On Thursday afternoon, October 28th, users began having trouble connecting with our platform. This immediately became our highest priority. Teams began working around the clock to identify the source of the problem and get things back to normal.
This was an especially difficult outage in that it involved a combination of several factors. A core system in our infrastructure became overwhelmed, prompted by a subtle bug in our backend service communications while under heavy load. This was not due to any peak in external traffic or any particular experience. Rather the failure was caused by the growth in the number of servers in our datacenters. The result was that most services at Roblox were unable to effectively communicate and deploy.
Due to the difficulty in diagnosing the actual bug, recovery took longer than any of us would have liked. Upon successfully identifying this root cause, we were able to resolve the issue through performance tuning, re-configuration, and scaling back of some load. We were able to fully restore service as of this afternoon.

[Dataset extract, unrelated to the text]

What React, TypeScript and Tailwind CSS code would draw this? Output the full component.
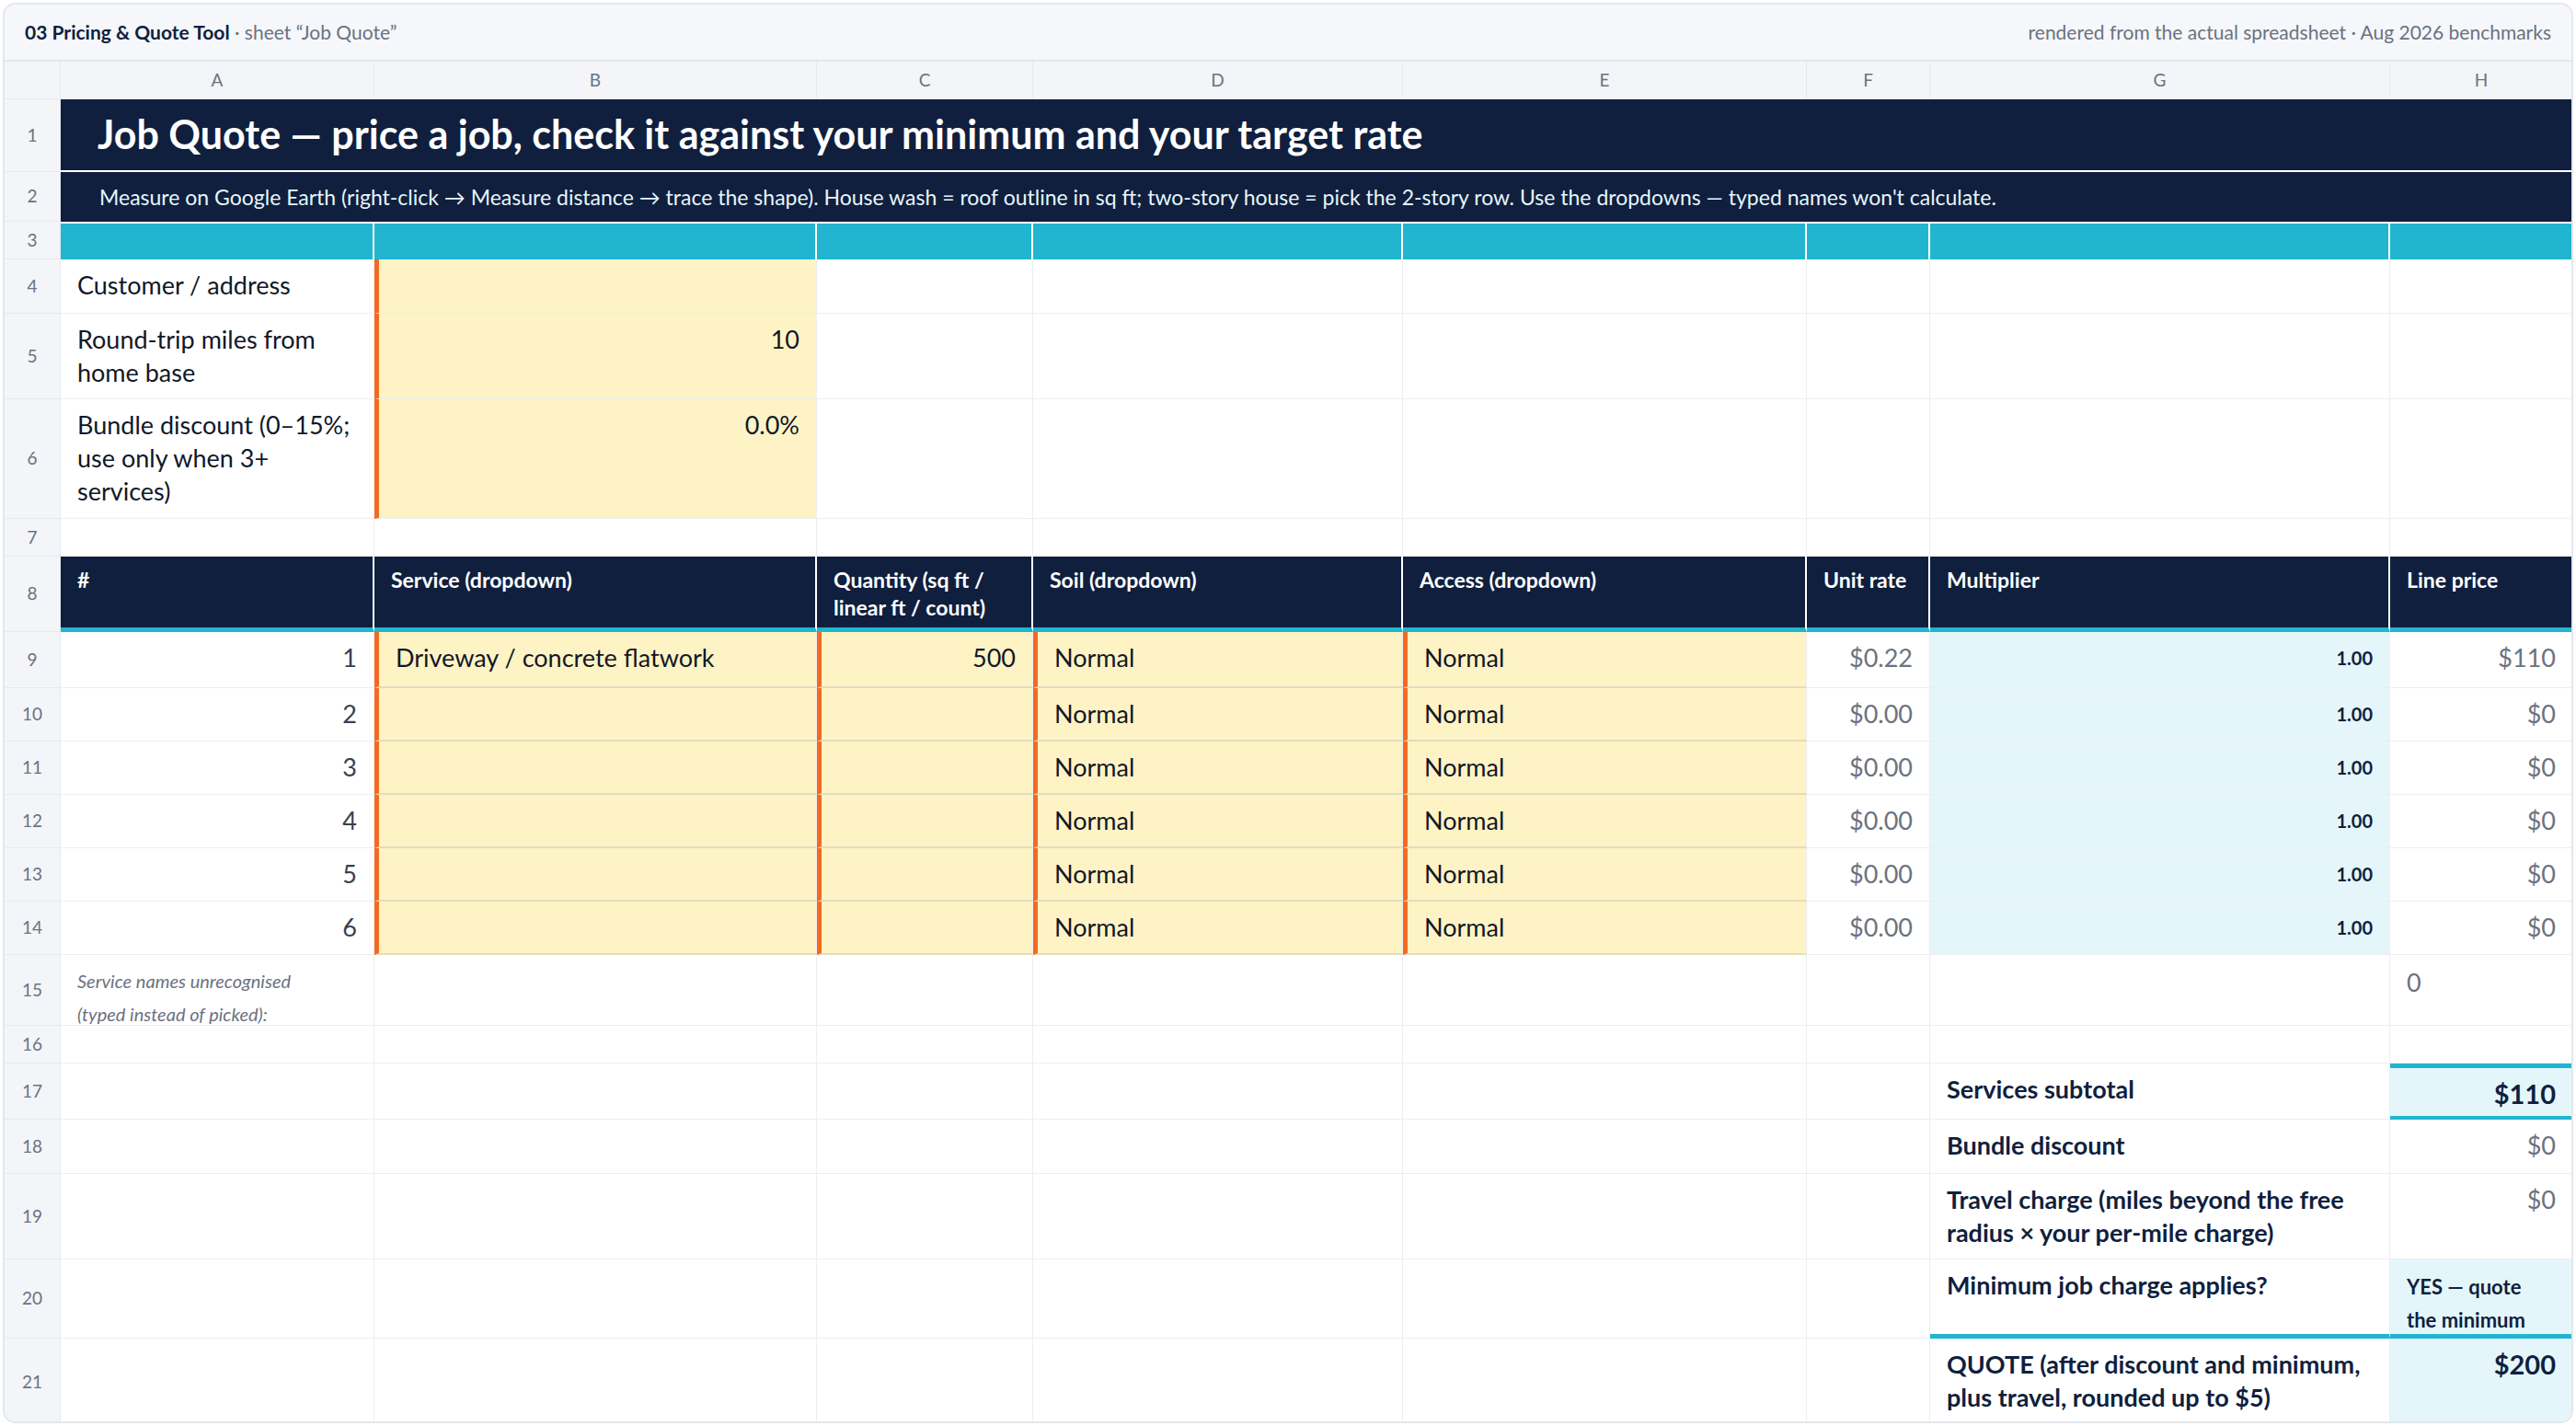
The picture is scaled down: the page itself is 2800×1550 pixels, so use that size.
import React from "react";

const NAVY = "bg-[#101f3e]";
const cellBase = "border-r border-b border-[#eceef1] px-[18px] pt-[10px] leading-[36px] overflow-hidden";

function C({ className = "", children }: { className?: string; children?: React.ReactNode }) {
  const hasColor = /\btext-\[#/.test(className);
  const hasSize = /\btext-\[\d/.test(className);
  return <div className={`${cellBase} ${hasSize ? "" : "text-[27px]"} ${hasColor ? "" : "text-[#111827]"} ${className}`}>{children}</div>;
}
function RN({ n }: { n: number }) {
  return <div className="bg-[#f3f5f8] border-r border-b border-[#e6e9ee] flex items-center justify-center text-[19px] text-[#6b7280]">{n}</div>;
}
const Y = "bg-[#fef3c4]";
const OL = "border-l-[5px] border-l-[#f26b21]";
const LB = "bg-[#e4f6fa]";

export default function App() {
  const cols = ["A", "B", "C", "D", "E", "F", "G", "H"];
  const lines = [
    { n: 1, s: "Driveway / concrete flatwork", q: "500", r: "$0.22", p: "$110" },
    { n: 2, s: "", q: "", r: "$0.00", p: "$0" },
    { n: 3, s: "", q: "", r: "$0.00", p: "$0" },
    { n: 4, s: "", q: "", r: "$0.00", p: "$0" },
    { n: 5, s: "", q: "", r: "$0.00", p: "$0" },
    { n: 6, s: "", q: "", r: "$0.00", p: "$0" },
  ];
  const empty = (k: number) => Array.from({ length: k }, (_, i) => <C key={i} />);
  return (
    <div className="w-[2800px] h-[1550px] bg-white p-[3px]" style={{ fontFamily: "Lato, 'Open Sans', sans-serif" }}>
      <div className="w-full h-full rounded-[14px] border-2 border-[#e3e7ec] overflow-hidden bg-white flex flex-col">
        <div className="h-[62px] shrink-0 bg-[#f5f7fa] border-b-2 border-[#e3e7ec] flex items-center justify-between px-[22px] text-[21px]">
          <div><span className="font-bold text-[#101f3e]">03 Pricing &amp; Quote Tool</span><span className="text-[#6b7280]"> · sheet “Job Quote”</span></div>
          <div className="text-[#6b7280]">rendered from the actual spreadsheet · Aug 2026 benchmarks</div>
        </div>
        <div className="grid grid-cols-[61px_341px_481px_235px_402px_439px_134px_500px_199px] grid-rows-[41px_79px_54px_41px_59px_93px_130px_41px_82px_61px_58px_58px_58px_58px_58px_77px_41px_61px_59px_93px_86px_95px]">
          <div className="bg-[#f3f5f8] border-r border-b border-[#e6e9ee]" />
          {cols.map((c) => (
            <div key={c} className="bg-[#f3f5f8] border-r border-b border-[#e6e9ee] flex items-center justify-center text-[19px] text-[#6b7280]">{c}</div>
          ))}
          <RN n={1} />
          <div className={`col-span-8 ${NAVY} border-b-2 border-white flex items-center px-[40px] text-[43px] font-bold text-white`}>Job Quote — price a job, check it against your minimum and your target rate</div>
          <RN n={2} />
          <div className={`col-span-8 ${NAVY} flex items-center px-[42px] text-[23px] text-[#e6f6fb]`}>Measure on Google Earth (right-click → Measure distance → trace the shape). House wash = roof outline in sq ft; two-story house = pick the 2-story row. Use the dropdowns — typed names won't calculate.</div>
          <RN n={3} />
          {cols.map((c) => <div key={c} className="bg-[#22b5d0] border-r-2 border-t-2 border-white" />)}
          <RN n={4} />
          <C>Customer / address</C>
          <C className={`${Y} ${OL}`} />
          {empty(6)}
          <RN n={5} />
          <C>Round-trip miles from home base</C>
          <C className={`${Y} ${OL} text-right`}>10</C>
          {empty(6)}
          <RN n={6} />
          <C>Bundle discount (0–15%; use only when 3+ services)</C>
          <C className={`${Y} ${OL} text-right`}>0.0%</C>
          {empty(6)}
          <RN n={7} />
          {empty(8)}
          <RN n={8} />
          {["#", "Service (dropdown)", "Quantity (sq ft / linear ft / count)", "Soil (dropdown)", "Access (dropdown)", "Unit rate", "Multiplier", "Line price"].map((h) => (
            <div key={h} className={`${NAVY} border-r-2 border-white border-b-[5px] border-b-[#22b5d0] px-[18px] pt-[10px] text-[23px] leading-[30px] font-bold text-white`}>{h}</div>
          ))}
          {lines.map((l) => (
            <React.Fragment key={l.n}>
              <RN n={l.n + 8} />
              <C className="text-right text-[#374151]">{l.n}</C>
              <C className={`${Y} ${OL} border-b-[#e2dcc0] border-b-2`}>{l.s}</C>
              <C className={`${Y} ${OL} border-b-[#e2dcc0] border-b-2 text-right`}>{l.q}</C>
              <C className={`${Y} ${OL} border-b-[#e2dcc0] border-b-2`}>Normal</C>
              <C className={`${Y} ${OL} border-b-[#e2dcc0] border-b-2`}>Normal</C>
              <C className="text-right text-[#6b7280]">{l.r}</C>
              <C className={`${LB} border-[#e4f6fa] text-right text-[20px] font-bold text-[#101f3e] pt-[6px]`}>1.00</C>
              <C className="text-right text-[#6b7280]">{l.p}</C>
            </React.Fragment>
          ))}
          <RN n={15} />
          <C className="italic text-[20px] leading-[28px] text-[#6b7280] pt-[8px] px-[16px]">Service names unrecognised<br />(typed instead of picked):</C>
          {empty(6)}
          <C className="text-[#6b7280] pt-[12px]">0</C>
          <RN n={16} />
          {empty(8)}
          <RN n={17} />
          {empty(6)}
          <C className="font-bold text-[#101f3e]">Services subtotal</C>
          <C className={`${LB} border-t-[5px] border-t-[#22b5d0] border-b-[4px] border-b-[#22b5d0] text-right font-bold text-[29px] text-[#101f3e] pt-[6px]`}>$110</C>
          <RN n={18} />
          {empty(6)}
          <C className="font-bold text-[#101f3e]">Bundle discount</C>
          <C className="text-right text-[#6b7280]">$0</C>
          <RN n={19} />
          {empty(6)}
          <C className="font-bold text-[#101f3e]">Travel charge (miles beyond the free radius × your per-mile charge)</C>
          <C className="text-right text-[#6b7280]">$0</C>
          <RN n={20} />
          {empty(6)}
          <C className="font-bold text-[#101f3e] border-b-[5px] border-b-[#22b5d0]">Minimum job charge applies?</C>
          <C className={`${LB} border-b-[5px] border-b-[#22b5d0] font-bold text-[22px] leading-[29px] text-[#101f3e] pt-[12px]`}>YES — quote the minimum</C>
          <RN n={21} />
          {empty(6)}
          <C className="font-bold text-[#101f3e] pt-[8px]">QUOTE (after discount and minimum, plus travel, rounded up to $5)</C>
          <C className={`${LB} border-b-[4px] border-b-[#22b5d0] text-right font-bold text-[29px] text-[#101f3e] pt-[6px]`}>$200</C>
        </div>
      </div>
    </div>
  );
}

We will publish a post-mortem with more details once we’ve completed our analysis, along with the actions we’ll be taking to avoid such issues in the future. In addition, we will implement a policy to make our creator community economically whole as a result of this outage. There are more details on this to come. As part of our “Respect the Community” value, we will continue to be transparent in our post-mortem.
To the best of our knowledge, there has been no loss of player persistence data, and your Roblox experience should now be fully back to normal. You can always contact our support team if you experience any hiccups using Roblox now or in the future.
We are grateful for the patience and support of our players, developers, and partners during this time.